更新日:2021年4月2日 (投稿日:2020年12月11日)
前回 第2章からの続きとなります。
今回は、
第3章:万人を蝕む見えざる病気
から、「病気の大元」について学んでみよう。
これまで「死」には何等かの直接的な死因があり、それは心臓病や糖尿病やがんといったものだった。
しかし、シンクレア先生は、
こういった病気の最大の原因は「老化」である。
と言われている。
病気にかかることで、「老化がはやまる」と漠然と思っていたが、どうやらそうではないよだ。
「老化」のプロセスは人が気づくよりずっと前から始動している。
人によっては思春期の終わりころから老化が音も立てることなく静かに始動するという。
気づけば40代後半となってしまった今なら確実に老化が始動していることがよくわかる。いままでなかった目元の小じわとか、ほうれい線がよく見えるようになったとか、白髪が混じるようになってきたとか……。
死亡の確率を高めているものは「老化」であり、私たちは避けて通れないものとして受けて入れいる。
ボクもこの『LIFESPAN』を読むまでは、「老化」はどうすることもできない自然の宿命と思っていた。
人間にとって、老化する以上に危険なことなどない。にもかかわらず、私たちはそれが猛威を振るうに任せ、もっと健康になろうと別の方向を見て闘っているのだ。
つまり、病気の上流にある「老化」をみずに、上流から枝分かれした下流にあるガンや心臓病や、糖尿病といった各疾患と個別に闘っているということだ。
1つの病気の進行を止めたからといって、その患者が別の病気で死ぬ確率が低くなるわけではない。むしろ、一つの病気を治したせいで、別の病気になる要因を増やしてしまうときもあるのだ。
各疾患の上流にある「老化」を対処せずに、下流にある各疾患を治療することでかえって別の疾患を誘発する可能もあるわけだ。
心臓病にがん。
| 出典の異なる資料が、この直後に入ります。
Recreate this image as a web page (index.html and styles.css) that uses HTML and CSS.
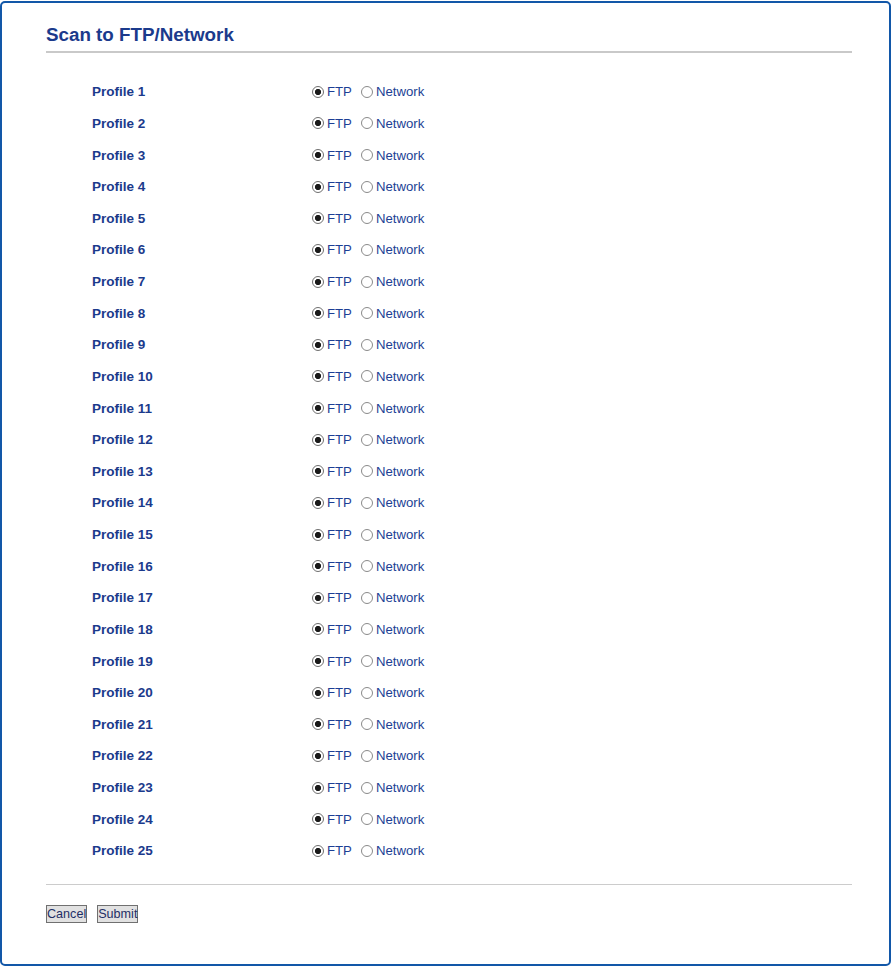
FILE: index.html
```html
<!DOCTYPE html>
<html>
<head>
<meta charset="utf-8">
<title>Scan to FTP/Network</title>
<link rel="stylesheet" href="styles.css">
</head>
<body>
<div class="frame">
  <h2 class="title">Scan to FTP/Network</h2>
  <div class="rows" id="rows"></div>
  <div class="divider"></div>
  <div class="buttons">
    <button class="btn" type="button">Cancel</button>
    <button class="btn" type="button">Submit</button>
  </div>
</div>
<script>
  var rows = document.getElementById('rows');
  var html = '';
  for (var i = 1; i <= 25; i++) {
    html += '<div class="row"><span class="label">Profile ' + i + '</span>' +
      '<label class="opt"><input type="radio" name="p' + i + '" checked><span>FTP</span></label>' +
      '<label class="opt"><input type="radio" name="p' + i + '"><span>Network</span></label></div>';
  }
  rows.innerHTML = html;
</script>
</body>
</html>
```

FILE: styles.css
```css
html, body {
  margin: 0;
  padding: 0;
  background: #ffffff;
}
body {
  font-family: "Liberation Sans", Arial, sans-serif;
}
.frame {
  box-sizing: border-box;
  margin-top: 1px;
  width: 891px;
  height: 965px;
  border: 2px solid #1257a8;
  border-radius: 5px;
  padding: 0 37px 0 44px;
}
.title {
  margin: 21px 0 0 0;
  font-size: 18.8px;
  line-height: 22px;
  font-weight: bold;
  color: #1b3a8c;
  padding-bottom: 5px;
  border-bottom: 2px solid #c9c9c9;
}
.rows {
  margin-top: 23px;
}
.row {
  display: flex;
  align-items: center;
  height: 31.625px;
}
.label {
  margin-left: 46px;
  width: 220px;
  font-size: 13.5px;
  font-weight: bold;
  color: #1b3a8c;
}
.opt {
  display: flex;
  align-items: center;
  font-size: 13.2px;
  color: #1c3f94;
  margin-right: 9px;
}
.opt input {
  -webkit-appearance: none;
  appearance: none;
  box-sizing: border-box;
  width: 12px;
  height: 12px;
  margin: 0 3px 0 0;
  border: 1px solid #8a8a8a;
  border-radius: 50%;
  background: #ffffff;
}
.opt input:checked {
  border-color: #6f6f6f;
  background: radial-gradient(circle, #1a1a1a 0 2.8px, #ffffff 3.3px);
}
.divider {
  margin-top: 17px;
  border-top: 1px solid #cccccc;
}
.buttons {
  display: flex;
  gap: 10px;
  margin-top: 20px;
}
.btn {
  font-family: "Liberation Sans", Arial, sans-serif;
  font-size: 12.6px;
  line-height: 16px;
  padding: 0;
  margin: 0;
  border: 1px solid #707070;
  background: #e1e1e1;
  color: #1f2f66;
  border-radius: 0;
}
```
関節炎にアルツハイマー病。腎臓病に糖尿病。老化はこれらすべてに共通するリスク因子だ。いやむしろ、それこそが唯一のリスク因子なのである。
ということで、病気の大元である「老化」に向き合う必要がある。
しかし、「老化が病気」と言われても、直感に反する感じもあり、なかなか難しい気もする。
それでも、シンクレア先生は力強く綴っている。
老化を病気と認めれば老化との闘いには勝利できる。・老化は身体の衰えをもたらす。・老化は生活の質を制限する。・老化は特定の病的異常を伴う。
「老化は病気」であり、その病気と向き合い、予防して、場合によっては治療することで「老い」を克服する。そしてその結果としてQoLを向上させるこが可能であれば希望の未来を抱けそうだ。
老化は1個の病気である。その病気は治療可能であり、私たちが生きているあいだに治せるようになると信じている。私たちはたった1個のダムを築くことができる。しかも、水源に。問題が起きたときにだけ介入するのではない。ただ進行を遅らせるだけでもない。老化に伴う様々な症状を一気に消し去ればいい。これは、治癒できる病気なのだ。
これは心強い!!
もちろん、ただ「老化は治癒できる病気なのだ」と宣言をして、この本が終わるわけではない。
次章以降は、どうやって「老化」を予防するのか、どうやって「老化」治療するのか、がテーマとなっている。